The biomass density in most forests is well below their carrying capacity. Measured in board feet per acre, we are accustomed to seeing 10,000 to 40,000 bf/acre, whereas the land can (and historically did) support more than double that. In the Pacific coastal rainforest, we can expect more than 100,000 bf/acre if we are intentionally creating old-growth characteristic.

Gargantuan California Redwoods

Gargantuan California Redwoods - maximum biomass density currently on the planet.

Few sites on the planet have a carrying capacity like the North American Pacific coastal rain forest, stretching from northern California to southern Alaska. Quantifying a forest site's carrying capacity allows us to gauge how close we are to optimizing biomass density.

This stand probably exceeds 200,000 bf/acre.

Dense Old Growth Forest in Western WA State.

Pacific NW conifer rainforest - maximum biomass density in western WA State.

Extraordinary combination of large trees at tight spacing, indicating a very high quality site.

This stand probably exceeds 100,000 bf/acre.

Photo by Joe Jeffers circa 1900, Courtesy of Susan Parish Collection of Photography - Jeffers Studio Collection: shadowcatchers.net

Mature Doug fir stand in Columbia River Gorge, OR

Nearly pure stand of mature, 80-plus year-old Douglas Fir above Wahkeena Falls in the Columbia River Gorge, OR.

This is a fully optimized site for both timber quality and quantity - a "perfect" grove of Douglas Fir, appropriately spaced for its mature age class. This is what an industrial monoculture would look like if it was progressively thinned up to this age. Note the fire scars at the base of the tree trunks: the wide tree spacing and a lack of low branches (ladder fuels), allowed this stand to survive a recent wildfire that quickly passed through the understory.

This stand is estimated to be more than 60,000 bf/acre.

Heavy Thinning

A heavily thinned stand, showing trees widely spaced and sunlight reaching the forest floor.

Aggressive thinning will lead to fewer, larger trees in the long-term. The years immediately following a thinning operation, it might look like too much was cut, but soon the canopy will close again as the trees expand their crowns.

This stand may be only 20,000 bf/acre, but could exceed 40,000 bf/acre in a few decades, thanks to the timely thinning.

Mechanical Harvesting

Commercial thinning with a mechanical harvester.

At about 20-25 years old (for a Pacific NW Doug fir forest), a thinning operation that results in some marketable timber will greatly improve the growth rate of the remaining trees.

Needs Thinning

This plantation needs to be thinned, in this critical time frame between 20 and 40 years old.

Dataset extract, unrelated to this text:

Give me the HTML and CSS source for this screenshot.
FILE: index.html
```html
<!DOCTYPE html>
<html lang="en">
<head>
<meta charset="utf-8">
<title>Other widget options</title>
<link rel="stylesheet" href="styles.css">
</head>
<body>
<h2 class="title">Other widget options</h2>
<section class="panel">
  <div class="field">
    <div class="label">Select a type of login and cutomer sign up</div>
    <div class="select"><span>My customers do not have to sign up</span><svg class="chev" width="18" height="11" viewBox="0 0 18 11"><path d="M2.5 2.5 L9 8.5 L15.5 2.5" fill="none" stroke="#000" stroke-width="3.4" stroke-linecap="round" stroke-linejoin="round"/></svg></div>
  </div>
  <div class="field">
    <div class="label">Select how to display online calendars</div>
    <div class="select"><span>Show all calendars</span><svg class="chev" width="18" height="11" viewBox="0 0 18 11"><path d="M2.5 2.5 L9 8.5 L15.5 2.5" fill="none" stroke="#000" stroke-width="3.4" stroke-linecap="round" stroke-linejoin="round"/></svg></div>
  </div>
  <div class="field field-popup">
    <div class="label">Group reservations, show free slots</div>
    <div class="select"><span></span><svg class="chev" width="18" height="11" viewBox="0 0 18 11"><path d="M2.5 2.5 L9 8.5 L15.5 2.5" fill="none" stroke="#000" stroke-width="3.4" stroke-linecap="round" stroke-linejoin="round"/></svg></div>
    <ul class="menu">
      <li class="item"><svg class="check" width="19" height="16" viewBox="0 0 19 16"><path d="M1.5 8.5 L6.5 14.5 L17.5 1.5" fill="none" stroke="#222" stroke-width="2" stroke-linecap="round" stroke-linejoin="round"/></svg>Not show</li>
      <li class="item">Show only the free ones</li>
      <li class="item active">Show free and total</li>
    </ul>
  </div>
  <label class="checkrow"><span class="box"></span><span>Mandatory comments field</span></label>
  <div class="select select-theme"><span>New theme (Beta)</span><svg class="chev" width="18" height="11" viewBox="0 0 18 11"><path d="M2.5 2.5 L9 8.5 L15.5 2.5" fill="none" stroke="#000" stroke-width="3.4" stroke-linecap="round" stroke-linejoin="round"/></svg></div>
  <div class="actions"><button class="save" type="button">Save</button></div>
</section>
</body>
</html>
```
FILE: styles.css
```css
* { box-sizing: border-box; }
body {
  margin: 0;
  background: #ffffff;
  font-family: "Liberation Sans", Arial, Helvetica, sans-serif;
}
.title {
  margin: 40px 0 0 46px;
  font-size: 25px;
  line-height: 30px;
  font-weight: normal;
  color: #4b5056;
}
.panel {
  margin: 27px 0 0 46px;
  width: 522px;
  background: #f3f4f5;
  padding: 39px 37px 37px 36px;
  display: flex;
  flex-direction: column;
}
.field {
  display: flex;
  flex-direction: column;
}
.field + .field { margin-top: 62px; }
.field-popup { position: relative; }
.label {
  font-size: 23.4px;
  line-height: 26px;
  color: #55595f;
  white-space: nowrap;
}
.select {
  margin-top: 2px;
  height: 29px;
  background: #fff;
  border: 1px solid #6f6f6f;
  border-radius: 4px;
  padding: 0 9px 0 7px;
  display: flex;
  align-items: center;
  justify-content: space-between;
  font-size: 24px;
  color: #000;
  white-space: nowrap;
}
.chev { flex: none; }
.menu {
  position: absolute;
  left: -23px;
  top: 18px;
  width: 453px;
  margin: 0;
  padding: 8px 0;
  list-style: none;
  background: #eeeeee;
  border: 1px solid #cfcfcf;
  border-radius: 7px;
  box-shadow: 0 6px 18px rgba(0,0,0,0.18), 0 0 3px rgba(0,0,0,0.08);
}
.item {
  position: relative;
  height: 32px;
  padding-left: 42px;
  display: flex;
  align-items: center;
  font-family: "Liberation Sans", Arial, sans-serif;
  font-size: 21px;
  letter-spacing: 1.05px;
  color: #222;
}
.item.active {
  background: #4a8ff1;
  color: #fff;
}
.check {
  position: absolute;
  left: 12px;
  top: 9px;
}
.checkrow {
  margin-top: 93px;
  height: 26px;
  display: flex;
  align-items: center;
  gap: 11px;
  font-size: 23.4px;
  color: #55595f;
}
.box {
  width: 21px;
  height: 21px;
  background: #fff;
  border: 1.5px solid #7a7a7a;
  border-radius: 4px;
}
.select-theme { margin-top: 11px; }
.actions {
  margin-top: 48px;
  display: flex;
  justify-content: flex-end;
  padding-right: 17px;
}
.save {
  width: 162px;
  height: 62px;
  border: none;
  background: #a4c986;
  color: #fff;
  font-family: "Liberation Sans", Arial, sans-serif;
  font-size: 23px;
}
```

This is a typical scenario for a re-planted forest that is left un-managed. These trees are not differentiating and will tend to shut down together, creating a "dog-hair" thicket with little potential for old-growth characteristic.

WTF Riparian Zone at 12 years - west end.

12 year-old mixed species plantation in former cow pasture - Oakville, WA.

At 12 years old, this plantation has already closed its canopy and is entering the "stem exclusion" phase. Originally planted at 10 feet on center, or approx. 450 trees per acre, this site should now be thinned to approx. half the original density to optimize the growth of the remaining trees. Indeed, this young forest is already self-thinning: the aggressive red alders are shading out the slower-growing conifers. This is the key to growing big trees quickly: timely thinning in the early years to keep the best trees on a steady growth trajectory.

35 year-old redwood in Willamette Valley, OR.

How fast can it grow? Check out this 35 year-old Coastal Redwood log in the Willamette Valley, OR. You can even count the rings in the photo!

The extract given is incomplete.